We desperately need an Office of the Status of Men to redress this ridiculous situation. 

Decision makers must realise that there has been much water flow under the bridge in the past 35 years.  Women are no longer a disadvantaged "minority" says Professor Bob Birrell from Monash University.  They have become the new ruling elite as he says, government initiatives over the past three decades has greatly increased the female participation rates at tertiary institutions which has had an enormous flow on effect as the female participation rate in the workforce has increased quiet significantly.

With all the government attention on women and girls, is it any wonder boys are underperforming at school?  Also, it is no coincidence that male suicide have risen  - along with male unemployment rates.  Males are over-represented in low income jobs with over 30 per cent of men aged 25 - 45 years earning less than $21,500 per year.

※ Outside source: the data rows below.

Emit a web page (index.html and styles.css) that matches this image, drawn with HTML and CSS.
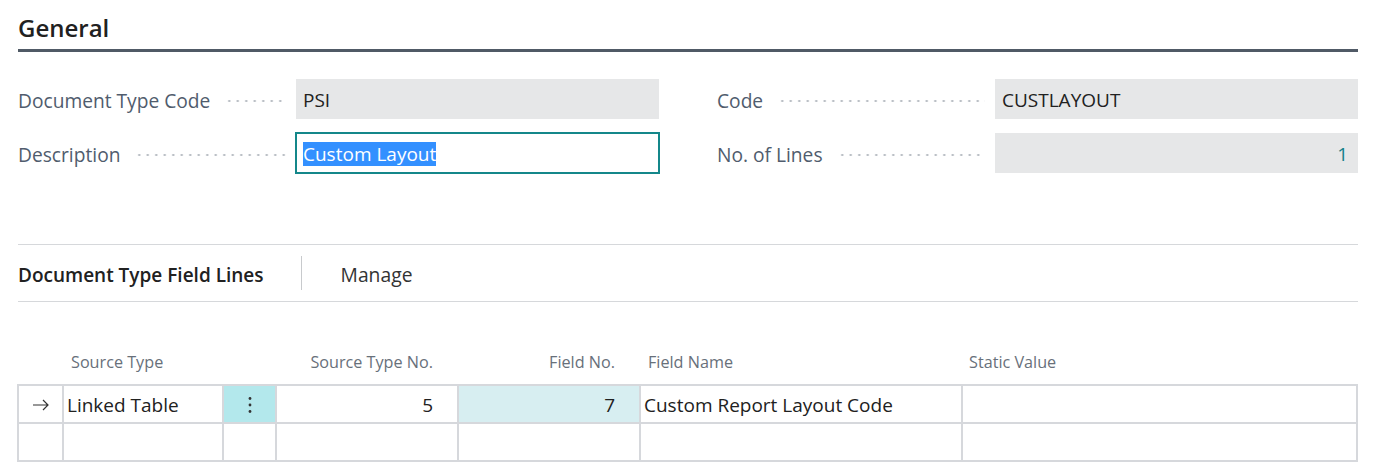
FILE: index.html
```html
<!DOCTYPE html>
<html>
<head>
<meta charset="utf-8">
<link rel="stylesheet" href="styles.css">
</head>
<body>
<div class="page">
  <div class="section-title">General</div>
  <div class="fields">
    <div class="col">
      <div class="field">
        <span class="label">Document Type Code</span><span class="leader"></span>
        <div class="value ro">PSI</div>
      </div>
      <div class="field">
        <span class="label">Description</span><span class="leader"></span>
        <div class="value edit"><span class="sel">Custom Layout</span></div>
      </div>
    </div>
    <div class="col">
      <div class="field">
        <span class="label">Code</span><span class="leader"></span>
        <div class="value ro">CUSTLAYOUT</div>
      </div>
      <div class="field">
        <span class="label">No. of Lines</span><span class="leader"></span>
        <div class="value ro num">1</div>
      </div>
    </div>
  </div>

  <div class="actionbar">
    <span class="part-title">Document Type Field Lines</span>
    <span class="sep"></span>
    <span class="action">Manage</span>
  </div>

  <div class="grid">
    <div class="ghead">
      <div class="c h-arrow"></div>
      <div class="c c-src">Source Type</div>
      <div class="c c-menu"></div>
      <div class="c c-no right">Source Type No.</div>
      <div class="c c-fno right">Field No.</div>
      <div class="c c-fname">Field Name</div>
      <div class="c c-static">Static Value</div>
    </div>
    <div class="gbody">
      <div class="grow">
        <div class="c c-arrow cell">
          <svg width="18" height="12" viewBox="0 0 18 12"><path d="M1 6h15M11 1l5 5-5 5" fill="none" stroke="#333" stroke-width="1.2"/></svg>
        </div>
        <div class="c c-src cell">Linked Table</div>
        <div class="c c-menu cell menu">
          <svg width="4" height="18" viewBox="0 0 4 18"><circle cx="2" cy="2.5" r="1.4" fill="#333"/><circle cx="2" cy="9" r="1.4" fill="#333"/><circle cx="2" cy="15.5" r="1.4" fill="#333"/></svg>
        </div>
        <div class="c c-no cell right">5</div>
        <div class="c c-fno cell right focus">7</div>
        <div class="c c-fname cell">Custom Report Layout Code</div>
        <div class="c c-static cell"></div>
      </div>
      <div class="grow">
        <div class="c c-arrow cell"></div>
        <div class="c c-src cell"></div>
        <div class="c c-menu cell"></div>
        <div class="c c-no cell"></div>
        <div class="c c-fno cell"></div>
        <div class="c c-fname cell"></div>
        <div class="c c-static cell"></div>
      </div>
    </div>
  </div>
</div>
</body>
</html>
```
FILE: styles.css
```css
* { box-sizing: border-box; }
html, body { margin: 0; padding: 0; background: #fff; }
body {
  font-family: "Open Sans", "Noto Sans", sans-serif;
  color: #212121;
  width: 1378px;
  height: 472px;
  overflow: hidden;
}
.page {
  padding: 0 20px 0 18px;
}
.section-title {
  height: 52px;
  padding-top: 12px;
  font-size: 24px;
  font-weight: 600;
  line-height: 32px;
  color: #212121;
  border-bottom: 3px solid #505a66;
}
.fields {
  display: flex;
  gap: 58px;
  padding-top: 27px;
}
.col {
  flex: 1;
  display: flex;
  flex-direction: column;
  gap: 14px;
}
.field {
  display: flex;
  align-items: center;
  height: 40px;
}
.label {
  font-size: 19.2px;
  color: #505c6d;
  white-space: nowrap;
  padding-top: 2px;
}
.leader {
  flex: 1;
  height: 4px;
  margin: 4px 10px 0 15px;
  background-image: radial-gradient(circle, #b3b8bf 0.9px, transparent 1.3px);
  background-size: 8.5px 4px;
  background-repeat: repeat-x;
}
.value {
  width: 363px;
  height: 40px;
  flex: none;
  display: flex;
  align-items: center;
  padding: 2px 7px 0;
  font-size: 19px;
  color: #212121;
}
.ro { background: #e6e7e8; }
.num { justify-content: flex-end; color: #12808a; padding-right: 10px; }
.edit {
  background: #fff;
  outline: 2px solid #14878a;
  outline-offset: -1px;
  padding-left: 7px;
  padding-top: 1px;
}
.sel {
  background: #3390ff;
  color: #fff;
  line-height: 24px;
}
.actionbar {
  margin-top: 71px;
  height: 58px;
  padding-top: 3px;
  border-top: 1px solid #d6d8db;
  border-bottom: 1px solid #d6d8db;
  display: flex;
  align-items: center;
}
.part-title {
  font-size: 19px;
  font-weight: 600;
  color: #212121;
}
.sep {
  width: 1px;
  height: 34px;
  margin-top: -4px;
  background: #c8cacd;
  margin-left: 37px;
  margin-right: 39px;
}
.action {
  font-size: 19.3px;
  color: #333;
}
.ghead {
  display: flex;
  height: 82px;
  align-items: flex-end;
  padding-bottom: 11px;
}
.ghead .c {
  font-size: 16.2px;
  color: #68707a;
  white-space: nowrap;
}
.h-arrow { width: 44px; flex: none; }
.c-arrow { width: 42px; flex: none; }
.c-src { width: 160px; flex: none; }
.c-menu { width: 53px; flex: none; }
.c-no { width: 182px; flex: none; }
.c-fno { width: 182px; flex: none; }
.c-fname { width: 322px; flex: none; }
.c-static { flex: 1; min-width: 0; }
.ghead .c-src { padding-left: 9px; }
.ghead .c-fname { padding-left: 9px; }
.ghead .c-static { padding-left: 8px; }
.ghead .c-no { padding-right: 24px; }
.ghead .c-fno { padding-right: 24px; }
.right { text-align: right; }
.gbody {
  border: 2px solid #d6d8dc;
  margin-left: -1px;
}
.grow {
  display: flex;
  height: 36px;
}
.grow + .grow {
  height: 38px;
  border-top: 2px solid #d6d8dc;
}
.cell {
  height: 100%;
  font-size: 19px;
  color: #212121;
  display: flex;
  align-items: center;
  padding: 1px 3px 0;
  border-left: 2px solid #d6d8dc;
}
.cell.c-arrow { width: 43px; border-left: none; justify-content: center; }
.cell.right { justify-content: flex-end; padding-right: 24px; }
.menu { background: #b3e8ec; justify-content: center; }
.focus { background: #d7eef1; }
```
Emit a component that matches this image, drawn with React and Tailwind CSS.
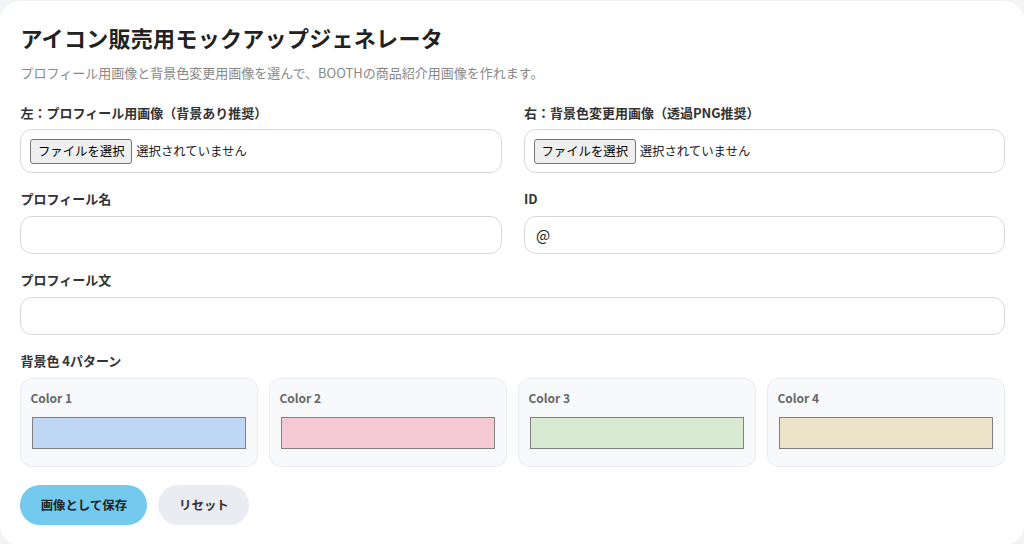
const colors = [
  { name: 'Color 1', swatch: 'bg-[#bdd7f5]' },
  { name: 'Color 2', swatch: 'bg-[#f5c9d4]' },
  { name: 'Color 3', swatch: 'bg-[#d9ead3]' },
  { name: 'Color 4', swatch: 'bg-[#ede3c8]' },
]

const FilePicker = ({ label }) => (
  <div>
    <p className="text-[13px] leading-[18px] font-bold text-[#333] mb-[7px]">{label}</p>
    <div className="h-[44px] flex items-center px-[9px] bg-white border border-[#d5d9de] rounded-[12px] text-[12.4px] text-[#222]">
      <span className="h-[25px] flex items-center px-[6.5px] bg-[#efefef] border border-[#767676] rounded-[3px] mr-[4px] text-black">ファイルを選択</span>
      <span>選択されていません</span>
    </div>
  </div>
)

const TextField = ({ label, value }) => (
  <div>
    <p className="text-[13px] leading-[18px] font-bold text-[#333] mb-[8px]">{label}</p>
    <div className="h-[38px] flex items-center px-[11px] bg-white border border-[#d5d9de] rounded-[12px] text-[15px] text-[#222]">{value}</div>
  </div>
)

const App = () => (
  <div className="w-[1024px] h-[544px] overflow-hidden bg-[#f1f3f5] pt-px font-['Noto_Sans_CJK_JP','Noto_Sans',sans-serif]">
    <div className="h-[544px] bg-white rounded-[20px] pl-[20.4px] pt-[20px]">
      <h1 className="text-[22px] leading-[32px] font-bold text-[#222] tracking-[0.3px]">アイコン販売用モックアップジェネレータ</h1>
      <p className="mt-[11px] text-[13px] leading-[18px] text-[#888]">プロフィール用画像と背景色変更用画像を選んで、BOOTHの商品紹介用画像を作れます。</p>

      <div className="mt-[22px] grid grid-cols-2 gap-x-[22px] w-[985px]">
        <FilePicker label="左：プロフィール用画像（背景あり推奨）" />
        <FilePicker label="右：背景色変更用画像（透過PNG推奨）" />
      </div>

      <div className="mt-[17px] grid grid-cols-2 gap-x-[22px] w-[985px]">
        <TextField label="プロフィール名" />
        <TextField label="ID" value="@" />
      </div>

      <div className="mt-[17px] w-[985px]">
        <TextField label="プロフィール文" />
      </div>

      <p className="mt-[17px] text-[13px] leading-[18px] font-bold text-[#333] mb-[8px]">背景色 4パターン</p>
      <div className="grid grid-cols-4 gap-x-[11px] w-[985px]">
        {colors.map((c) => (
          <div key={c.name} className="h-[89px] px-[9px] pt-[10px] bg-[#f8f9fb] border border-[#e8ebef] rounded-[12px]">
            <p className="text-[12px] leading-[18px] font-semibold text-[#666]">{c.name}</p>
            <div className={`mt-[10px] mx-[2px] h-[32px] border border-[#808080] ${c.swatch}`}></div>
          </div>
        ))}
      </div>

      <div className="mt-[18px] flex gap-[11px]">
        <button className="w-[127px] h-[40px] rounded-full bg-[#74c9ee] text-[12.4px] font-bold text-[#222]">画像として保存</button>
        <button className="w-[91px] h-[40px] rounded-full bg-[#e9edf1] text-[12.4px] font-bold text-[#333]">リセット</button>
      </div>
    </div>
  </div>
)

export default App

This has meant that many men simply can't afford to marry - they can barely keep themselves on such a low income.

And as more and more women get allocated places at our universities this has a flow on effect at the other end as more and more women crowd out men from white collar jobs and in the public service.   Is it any wonder men are not marrying because their role of breadwinner is being undermined by the excessive funding of the feminist agenda?  

And is it any wonder women are delaying marriage, and having fewer children because the whole emphasis is for women to place her career aspirations first.  All the atteention is on increasing the female participation rate in the workforce and to negate familial responsibilities.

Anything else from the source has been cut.